Before I introduced looking around with the gamepad I had an Update filter on the player Transform query and had simply assigned the player Transform to the camera's Transform, but I haven't noticed any change in performance.

For comparision: My old Intel Atom abacus

CPU: 4 × x5-Z8350 @ 1,44 GHz GPU: Intel Cherry Trail @ 500 MHz RAM: 4 GiB Video RAM by dxdiag: total 2094 MB, VRAM 114 MB Display adapter RAM by msinfo32: 1 GiB Windows 10

doesn't sweat at all running this same game using Bevy 0.13.2 or 0.14 even in debug mode.

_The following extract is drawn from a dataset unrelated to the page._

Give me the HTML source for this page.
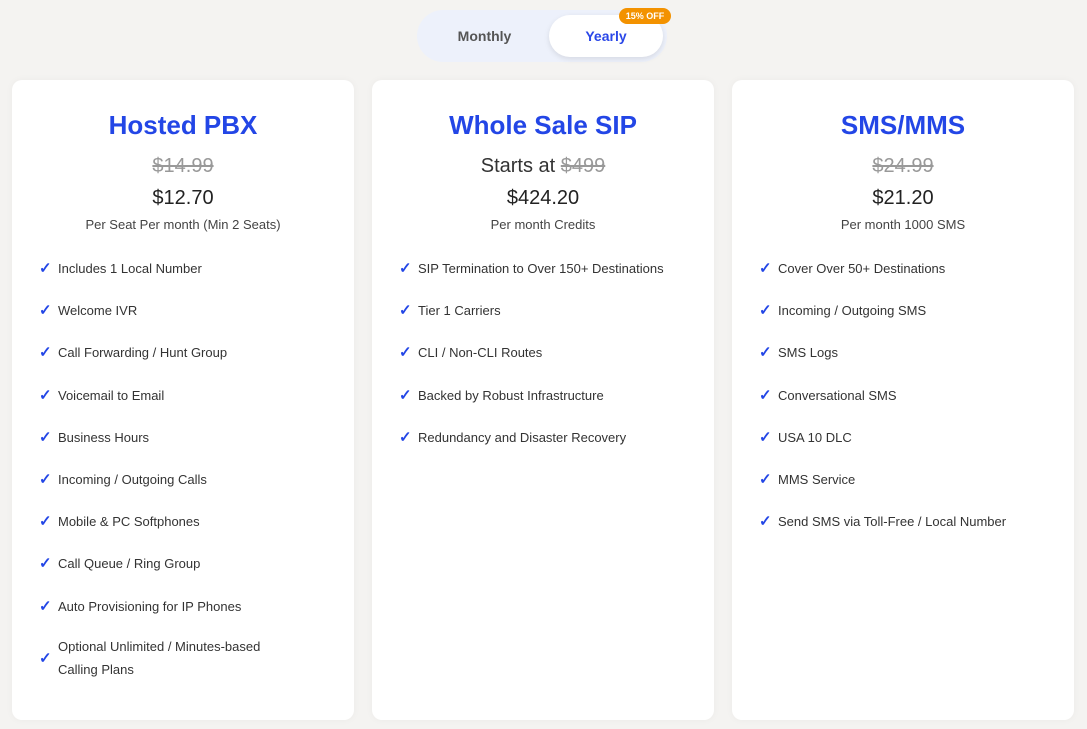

alice-i-cecile commented 2 months ago

14227 reported this more broadly; seems to be due to https://github.com/gfx-rs/wgpu/issues/5756

Wumpf commented 2 months ago

fyi: I just closed https://github.com/gfx-rs/wgpu/issues/5756 because for all we know so far it's debug assertions only which can be easily turned off for wgpu

s-mayrh commented 2 months ago

https://github.com/gfx-rs/wgpu/issues/5756#issuecomment-2233157360 is about their slowdown being caused entirely by debug assertions in wgpu. If a bevy project is built in release mode these should be disabled I guess and the release traces should not show much of a difference between bevy 0.13.2 and 0.14. I haven't dug into how to read these trace files yet, but based on similar execution time and the file sizes

trace-0.13.2-release-wayland.json (140,4 MiB) trace-0.14-release-wayland.json (69,3 MiB)

trace-0.13.2-release-x11.json (94,2 MiB) trace-0.14-release-x11.json (62,8 MiB)

… I am naively assuming the trace files for 0.13.2 contain 1½–2 times the frame cycles in comparision with 0.14. This could possibly point to a different issue. Can someone more specialised check this?